Jun 27, 2022 - Economy & Business

Economic fallout of Dobbs ruling will hurt poor women most

Data: Axios research; Cartogram: Sara Wise and Oriana Gonzalez/Axios

Lower-income women will likely bear the brunt of Friday's U.S. Supreme Court ruling overturning the constitutional right to an abortion.

Why it matters: Though it may seem solely personal and political, abortion access is also an economic issue for women in the U.S., where they often face a steep wage and career penalty for becoming mothers.

  • In its majority opinion, the court did not substantively address any of the economic arguments in favor of keeping abortion legal — though these points garnered much attention in recent months.
  • Instead, the court said the notion that women need abortion access to participate equally in the economic and social life of the nation — as held in Roe and Planned Parenthood v. Casey — was "intangible."
  • In their dissent, Justices Sonia Sotomayor, Stephen Breyer and Elena Kagan dispute that. "Above all others, women lacking financial resources will suffer from today’s decision," they write.

State of play: About 100,000 women who want abortions over the next year will likely not be able to get one due to financial and logistical constraints, Caitlin Knowles Myers, an economist at Middlebury College and a leading scholar on this issue, tells Axios.

  • She helped write an amicus brief, signed by 154 other economists, summarizing the economic scholarship linking Roe to women's social and financial advancement.
  • Most women in the states that now ban abortion will figure out a way to reach providers, Myers says. "About a quarter won't. Disproportionately they'll be the poorest and most vulnerable people. And this will severely impact their lives."

Probably the best hard data on the financial consequences of losing abortion access comes from a paper published in 2020, part of the Turnaway study.

  • The study uses credit reports to compare the financial outcomes of women who were able to access abortion to ones who were turned away from clinics because they were past the gestational cutoff; 68% of whom wound up giving birth.
  • The women who gave birth faced much higher rates of financial problems that persisted over the five-year period the researchers looked at — these included an increase in the amount of debt past due, bankruptcies and evictions.
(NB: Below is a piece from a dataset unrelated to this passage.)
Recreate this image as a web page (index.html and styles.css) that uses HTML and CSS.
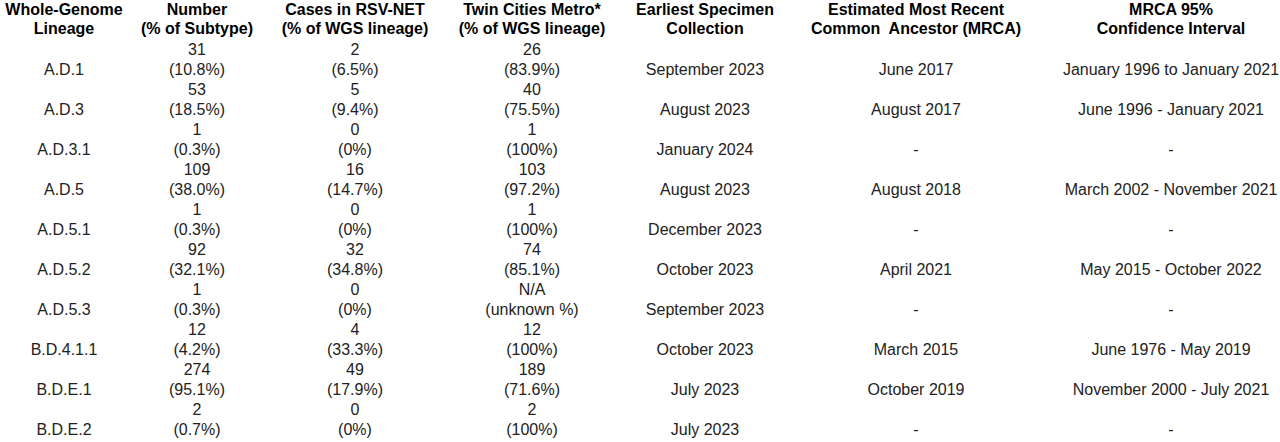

The other side: Abortion opponents argued against those economic studies, calling them flawed and asserting that women's progress over the past half-century is due to other factors. Abortions hurt women, they say.

What to watch: The economic fallout won't just accrue to women, but to entire regions, noted Allison Schrager, a senior fellow at the Manhattan Institute, in a column last month.

  • The 13 states where abortion is now illegal have average incomes lower than the national average. This ruling would likely mean "more inequality and less prosperity," she writes.